The Scotch whisky industry is on a sure course to celebrate its best economic performance. Various indicators are showing large profits that already exceed previous years, without including the last quarter’s sales reports. Scotch whisky producers, such as the Chivas Brothers are celebrating a huge uptick in exports and local sales.
According to figures from the Scotch Whisky Association (SWA), 2023 exports could surpass £6 billion (US$7.5 billion) for only the second time in the industry’s history after 2019. Yearly figures will not be released until February, but so far, they are up 17% on 2019.
Another report published by Euromonitor International forecasts that sales of nine-litre cases are expected to reach 102 million in 2023, a rise from 98.9 million in 2022. With a value of US$63.4 million, 2023 figures are expected to surpass US$59.9 million in 2022.
Scotch Whisky Poised to Celebrate Even With Bad News
There is some bad news, however. In August the UK increased spirits duty by 10.1%. This move was widely condemned by the Scotch industry.

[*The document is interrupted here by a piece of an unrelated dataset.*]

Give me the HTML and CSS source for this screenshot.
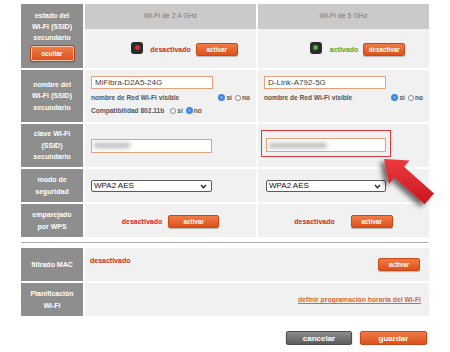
FILE: index.html
```html
<!DOCTYPE html>
<html lang="es">
  <head>
    <meta charset="utf-8">
    <title>Wi-Fi secundario</title>
    <link rel="stylesheet" href="styles.css">
  </head>
  <body>
    <div class="page">

      <div class="grid top">
        <!-- estado -->
        <div class="lbl lbl-estado">
          <span>estado del<br>Wi-Fi (SSID)<br>secundario</span>
          <button class="btn btn-ocultar">ocultar</button>
        </div>
        <div class="band">
          <div class="band-head">Wi-Fi de 2.4 GHz</div>
          <div class="band-state">
            <span class="led"><i class="dot red"></i></span>
            <span class="st off">desactivado</span>
            <button class="btn">activar</button>
          </div>
        </div>
        <div class="band">
          <div class="band-head">Wi-Fi de 5 GHz</div>
          <div class="band-state">
            <span class="led led-on"><i class="dot green"></i></span>
            <span class="st on">activado</span>
            <button class="btn">desactivar</button>
          </div>
        </div>

        <!-- nombre -->
        <div class="lbl"><span>nombre del<br>Wi-Fi (SSID)<br>secundario</span></div>
        <div class="cell cell-name">
          <div class="field">MiFibra-D2A5-24G</div>
          <div class="opt">
            <span>nombre de Red Wi-Fi visible</span>
            <span class="radios"><i class="radio checked"></i>sí<i class="radio"></i>no</span>
          </div>
          <div class="opt opt-left">
            <span>Compatibilidad 802.11b</span>
            <span class="radios"><i class="radio"></i>sí<i class="radio checked"></i>no</span>
          </div>
        </div>
        <div class="cell cell-name">
          <div class="field">D-Link-A792-5G</div>
          <div class="opt">
            <span>nombre de Red Wi-Fi visible</span>
            <span class="radios"><i class="radio checked"></i>sí<i class="radio"></i>no</span>
          </div>
        </div>

        <!-- clave -->
        <div class="lbl"><span>clave Wi-Fi<br>(SSID)<br>secundario</span></div>
        <div class="cell cell-center">
          <div class="field field-pass"><span class="blur"></span></div>
        </div>
        <div class="cell cell-mark">
          <div class="mark">
            <div class="field field-pass field-narrow"><span class="blur blur-long"></span></div>
          </div>
        </div>

        <!-- modo -->
        <div class="lbl"><span>modo de<br>seguridad</span></div>
        <div class="cell cell-center">
          <div class="select">WPA2 AES
            <svg class="chev" viewBox="0 0 8 6" width="7" height="5"><path d="M1 1.2 L4 4.4 L7 1.2" fill="none" stroke="#222" stroke-width="1.6"/></svg>
          </div>
        </div>
        <div class="cell cell-center cell-sel2">
          <div class="select select-narrow">WPA2 AES
            <svg class="chev" viewBox="0 0 8 6" width="7" height="5"><path d="M1 1.2 L4 4.4 L7 1.2" fill="none" stroke="#222" stroke-width="1.6"/></svg>
          </div>
        </div>

        <!-- WPS -->
        <div class="lbl"><span>emparejado<br>por WPS</span></div>
        <div class="cell cell-wps">
          <span class="st off">desactivado</span>
          <button class="btn btn-wide">activar</button>
        </div>
        <div class="cell cell-wps cell-wps2">
          <span class="st off">desactivado</span>
          <button class="btn">activar</button>
        </div>
      </div>

      <hr class="sep">

      <div class="grid bottom">
        <div class="lbl"><span>filtrado MAC</span></div>
        <div class="cell cell-mac">
          <span class="st off">desactivado</span>
          <button class="btn">activar</button>
        </div>
        <div class="lbl"><span>Planificación<br>Wi-Fi</span></div>
        <div class="cell cell-plan">
          <a class="link" href="#">definir programación horaria del Wi-Fi</a>
        </div>
      </div>

      <div class="actions">
        <button class="big big-gray">cancelar</button>
        <button class="big big-orange">guardar</button>
      </div>

      <!-- flecha roja -->
      <svg class="arrow" viewBox="366 148 76 66" width="76" height="66">
        <defs>
          <linearGradient id="ar" x1="0" y1="0" x2="0" y2="1">
            <stop offset="0" stop-color="#ec3a3e"/>
            <stop offset="1" stop-color="#c9171d"/>
          </linearGradient>
          <filter id="sh" x="-40%" y="-40%" width="180%" height="180%">
            <feDropShadow dx="-4" dy="3" stdDeviation="2.6" flood-color="#000" flood-opacity="0.55"/>
          </filter>
        </defs>
        <polygon filter="url(#sh)" fill="url(#ar)"
          points="384,159 409.5,160.5 404,166.8 434,193.5 424.5,204.2 394.5,177.6 389,184"/>
      </svg>
    </div>
  </body>
</html>
```

FILE: styles.css
```css
body {
    margin: 0;
    background: #ffffff;
    font-family: "Liberation Sans", Arial, sans-serif;
}

.page {
    position: relative;
    width: 408px;
    margin: 4px 0 0 21px;
}

.grid {
    display: grid;
    gap: 2px;
}

.top {
    grid-template-columns: 62px 171px 171px;
    grid-template-rows: 64px 52px 43px 33px 33px;
}

.bottom {
    grid-template-columns: 62px 344px;
    grid-template-rows: 33px 33px;
}

/* colonne des libellés */
.lbl {
    background: #8e8e8e;
    color: #ffffff;
    font-size: 7px;
    font-weight: bold;
    line-height: 11.5px;
    text-align: center;
    display: flex;
    flex-direction: column;
    align-items: center;
    justify-content: center;
}

.lbl-estado {
    justify-content: flex-start;
    padding-top: 6px;
    line-height: 11px;
}

/* boutons orange */
.btn {
    width: 42px;
    height: 13px;
    padding: 0;
    border: 1px solid #c44a18;
    border-radius: 2px;
    background: linear-gradient(#f27a44, #dc521d);
    color: #ffffff;
    font-family: "Liberation Sans", Arial, sans-serif;
    font-size: 6.3px;
    font-weight: bold;
    box-shadow: 0 1px 1px rgba(0, 0, 0, 0.25);
}

.btn-wide {
    width: 51px;
}

.btn-ocultar {
    width: 43px;
    height: 15px;
    margin-top: 3px;
    border: 1px solid #f6c6ae;
    box-shadow: 0 0 0 1px #b84514, 0 1px 2px rgba(0, 0, 0, 0.3);
}

/* colonnes des bandes */
.band {
    display: flex;
    flex-direction: column;
    background: #f1f1f1;
}

.band-head {
    height: 25px;
    background: #cacaca;
    color: #777777;
    font-size: 7px;
    line-height: 23px;
    text-align: center;
}

.band-state {
    flex: 1;
    display: flex;
    align-items: center;
    justify-content: center;
    padding-left: 28px;
    padding-top: 1px;
}

.led {
    width: 12px;
    height: 12px;
    border-radius: 3px;
    background: #2b2b2b;
    display: flex;
    align-items: center;
    justify-content: center;
    margin-right: 7px;
    margin-top: -3px;
}

.led-on {
    margin-right: 8px;
}

.dot {
    width: 5px;
    height: 5px;
    border-radius: 50%;
}

.dot.red {
    background: #e8262c;
}

.dot.green {
    background: #48b83a;
}

.st {
    font-size: 7px;
    font-weight: bold;
    margin-right: 5px;
}

.st.off {
    color: #d2262d;
}

.st.on {
    color: #4fa52e;
}

/* cellules */
.cell {
    background: #f1f1f1;
}

.cell-name {
    padding: 6px 6px 0 6px;
}

.field {
    width: 122px;
    height: 13px;
    box-sizing: border-box;
    border: 1px solid #e6a17c;
    background: #ffffff;
    color: #444444;
    font-size: 8px;
    line-height: 11px;
    padding-left: 3px;
    margin-bottom: 2px;
}

.opt {
    display: flex;
    justify-content: space-between;
    align-items: center;
    height: 13px;
    color: #555555;
    font-size: 6.6px;
    font-weight: bold;
}

.opt-left {
    justify-content: flex-start;
}

.opt-left .radios {
    margin-left: 3px;
}

.radios {
    display: flex;
    align-items: center;
}

.radio {
    width: 6px;
    height: 6px;
    box-sizing: border-box;
    border: 1px solid #8a8a8a;
    border-radius: 50%;
    background: #ffffff;
    margin: 0 1px 0 3px;
}

.radio.checked {
    width: 7px;
    height: 7px;
    border: 2px solid #3d83e8;
    background: #ffffff;
    box-shadow: inset 0 0 0 1px #3d83e8;
}

.cell-center {
    display: flex;
    align-items: center;
    padding-left: 6px;
}

.field-pass {
    width: 121px;
    height: 14px;
    margin: 0;
    display: flex;
    align-items: center;
    padding-left: 2px;
}

.field-narrow {
    width: 120px;
}

.blur {
    display: block;
    width: 36px;
    height: 5px;
    background: #b9b9b9;
    filter: blur(2px);
}

.blur-long {
    width: 58px;
}

.cell-mark {
    padding: 6px 0 0 3px;
}

.mark {
    width: 130px;
    height: 27px;
    box-sizing: border-box;
    border: 1px solid #dc3a3a;
    padding: 7px 4px 0 4px;
}

.select {
    position: relative;
    width: 121px;
    height: 12px;
    box-sizing: border-box;
    border: 1px solid #5a5a5a;
    border-radius: 2px;
    background: #ffffff;
    color: #111111;
    font-size: 8px;
    line-height: 10px;
    padding-left: 2px;
    margin-top: 1px;
}

.select-narrow {
    width: 120px;
}

.cell-sel2 {
    padding-left: 8px;
}

.chev {
    position: absolute;
    right: 4px;
    top: 3px;
}

.cell-wps {
    display: flex;
    align-items: center;
    justify-content: center;
    padding-top: 2px;
}

.cell-wps .st {
    margin-right: 6px;
}

.cell-wps2 .st {
    margin-right: 16px;
}

/* séparateur */
.sep {
    border: 0;
    border-top: 1px solid #a9a9a9;
    margin: 5px 0;
    width: 407px;
}

.cell-mac {
    display: flex;
    justify-content: space-between;
    align-items: flex-start;
    padding: 8px 9px 0 5px;
}

.cell-mac .st {
    line-height: 10px;
}

.cell-mac .btn {
    margin-top: 2px;
}

.cell-plan {
    display: flex;
    align-items: center;
    justify-content: flex-end;
    padding-right: 8px;
}

.link {
    color: #d46a34;
    font-size: 6.8px;
    font-weight: bold;
    text-decoration: underline;
}

/* boutons du bas */
.actions {
    display: flex;
    justify-content: flex-end;
    gap: 8px;
    margin-top: 15px;
    padding-right: 2px;
}

.big {
    width: 66px;
    height: 14px;
    padding: 0;
    border-radius: 2px;
    color: #ffffff;
    font-family: "Liberation Sans", Arial, sans-serif;
    font-size: 8px;
    font-weight: bold;
    box-shadow: 0 1px 2px rgba(0, 0, 0, 0.3);
}

.big-gray {
    border: 1px solid #4c4c4c;
    background: linear-gradient(#8d8d8d, #5b5b5b);
}

.big-orange {
    width: 67px;
    border: 1px solid #c44a18;
    background: linear-gradient(#f27a44, #dc521d);
}

.arrow {
    position: absolute;
    left: 345px;
    top: 144px;
}
```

While last month’s autumn statement froze alcohol duty until 1 August 2024, spirits remain higher in tax than beer, wine, and cider.
“The tax framework in the UK disproportionately penalizes whisky – and that framework does not look like it will be changed any time soon,” says Kieran Healey-Ryder, head of whisky discovery for Whyte & Mackay.
Mark Kent, CEO of the SWA, adds: “Fair taxation and support from the government in our home market is important – not only does it give the industry the confidence and stability to grow and invest, but it sets a precedent for the treatment of Scotch whisky in our global markets.”
However, Healey-Ryder anticipates a new issue on the horizon: “There is a growing demand for casks, which are typically coming from the US for the initial maturation. The industry has grown faster than the availability of casks.” He adds that a cask shortage would call into question whether Scotch should be redefined: “It’s defined in law that there’s a three-year initial maturation in oak. At what point is American white oak not available enough that that might need to change? That might not be next year, or within three years, or five – but there’s pressure on cask availability.”